Start of Extracted information

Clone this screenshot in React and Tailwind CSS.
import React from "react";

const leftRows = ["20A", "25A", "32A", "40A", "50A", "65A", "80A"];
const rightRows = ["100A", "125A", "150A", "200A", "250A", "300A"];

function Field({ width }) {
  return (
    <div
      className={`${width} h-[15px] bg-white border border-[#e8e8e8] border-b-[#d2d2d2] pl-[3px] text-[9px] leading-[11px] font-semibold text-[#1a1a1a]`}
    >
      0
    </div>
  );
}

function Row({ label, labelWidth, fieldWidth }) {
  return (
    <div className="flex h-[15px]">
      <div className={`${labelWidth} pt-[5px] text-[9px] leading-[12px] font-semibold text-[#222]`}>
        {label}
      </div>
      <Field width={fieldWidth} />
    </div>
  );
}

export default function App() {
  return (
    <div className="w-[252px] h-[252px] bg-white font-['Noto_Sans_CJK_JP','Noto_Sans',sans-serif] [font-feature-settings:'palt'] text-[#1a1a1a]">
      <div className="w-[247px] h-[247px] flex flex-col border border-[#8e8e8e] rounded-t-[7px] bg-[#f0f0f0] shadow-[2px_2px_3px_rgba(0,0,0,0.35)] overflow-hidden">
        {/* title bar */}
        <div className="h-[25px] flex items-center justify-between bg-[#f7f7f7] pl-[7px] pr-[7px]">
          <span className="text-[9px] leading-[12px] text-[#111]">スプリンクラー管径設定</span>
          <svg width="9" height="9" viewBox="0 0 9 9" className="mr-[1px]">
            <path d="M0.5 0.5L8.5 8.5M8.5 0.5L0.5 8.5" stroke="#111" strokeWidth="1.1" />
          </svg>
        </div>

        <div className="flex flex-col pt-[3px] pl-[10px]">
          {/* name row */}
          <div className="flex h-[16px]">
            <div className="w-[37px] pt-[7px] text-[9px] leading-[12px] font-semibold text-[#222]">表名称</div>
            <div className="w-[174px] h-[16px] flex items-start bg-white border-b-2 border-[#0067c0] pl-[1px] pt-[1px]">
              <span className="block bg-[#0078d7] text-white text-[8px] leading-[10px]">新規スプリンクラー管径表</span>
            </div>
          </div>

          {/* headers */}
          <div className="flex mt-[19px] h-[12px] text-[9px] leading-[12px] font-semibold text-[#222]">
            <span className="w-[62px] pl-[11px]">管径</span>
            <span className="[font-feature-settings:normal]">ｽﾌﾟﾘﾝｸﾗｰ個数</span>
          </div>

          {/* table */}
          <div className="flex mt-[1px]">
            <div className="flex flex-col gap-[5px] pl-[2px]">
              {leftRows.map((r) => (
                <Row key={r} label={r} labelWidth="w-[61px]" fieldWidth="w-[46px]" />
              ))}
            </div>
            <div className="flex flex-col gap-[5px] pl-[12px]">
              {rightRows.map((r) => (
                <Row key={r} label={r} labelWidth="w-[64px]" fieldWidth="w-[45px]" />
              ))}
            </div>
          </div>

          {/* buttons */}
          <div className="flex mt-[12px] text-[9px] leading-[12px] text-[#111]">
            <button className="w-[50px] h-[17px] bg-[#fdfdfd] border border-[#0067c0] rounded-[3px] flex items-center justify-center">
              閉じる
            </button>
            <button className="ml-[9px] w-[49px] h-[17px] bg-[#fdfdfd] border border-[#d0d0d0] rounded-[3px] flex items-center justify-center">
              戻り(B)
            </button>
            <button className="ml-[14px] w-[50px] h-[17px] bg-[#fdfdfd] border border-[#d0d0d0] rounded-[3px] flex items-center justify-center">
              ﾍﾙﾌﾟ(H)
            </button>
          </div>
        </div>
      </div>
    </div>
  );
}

End of Extracted information
Start of Extracted information

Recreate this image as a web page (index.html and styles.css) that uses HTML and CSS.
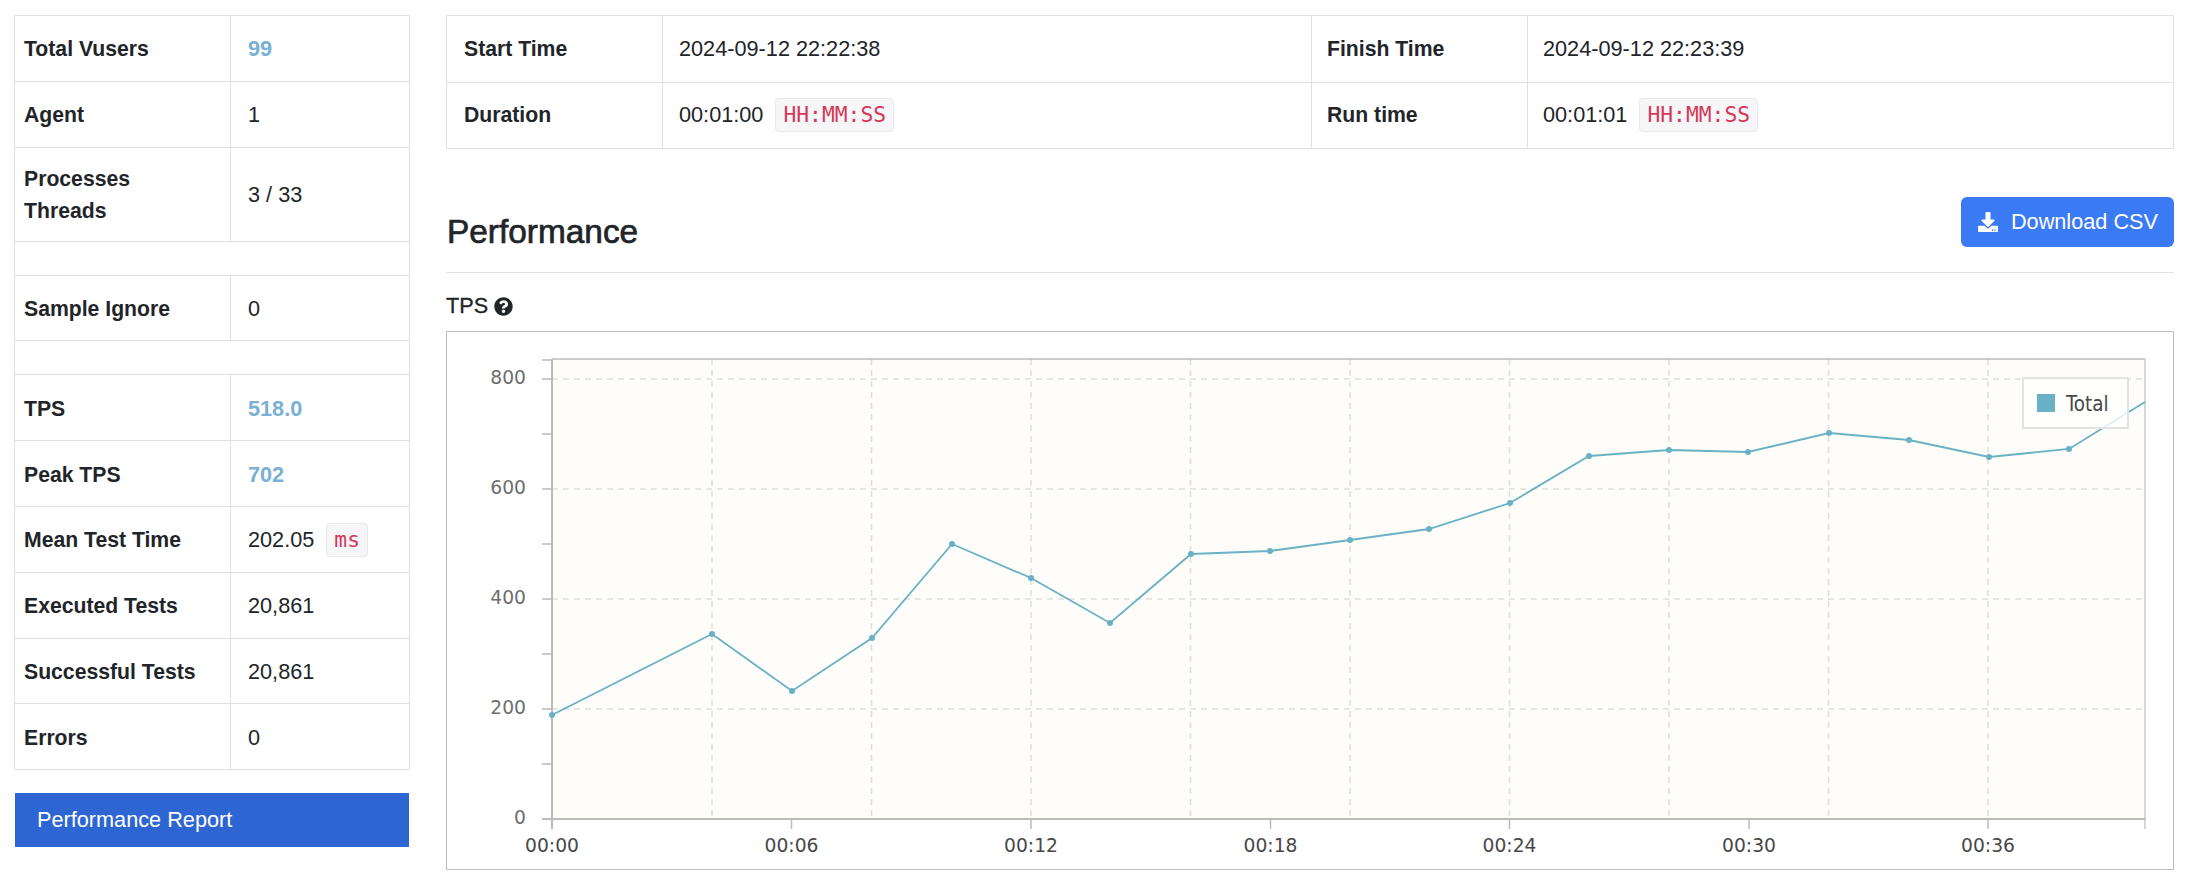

End of Extracted information

_Problem requirements_.
Copy out the lines that hold "React".

_Reply_.
Clone this screenshot in React and Tailwind CSS.
import React from "react";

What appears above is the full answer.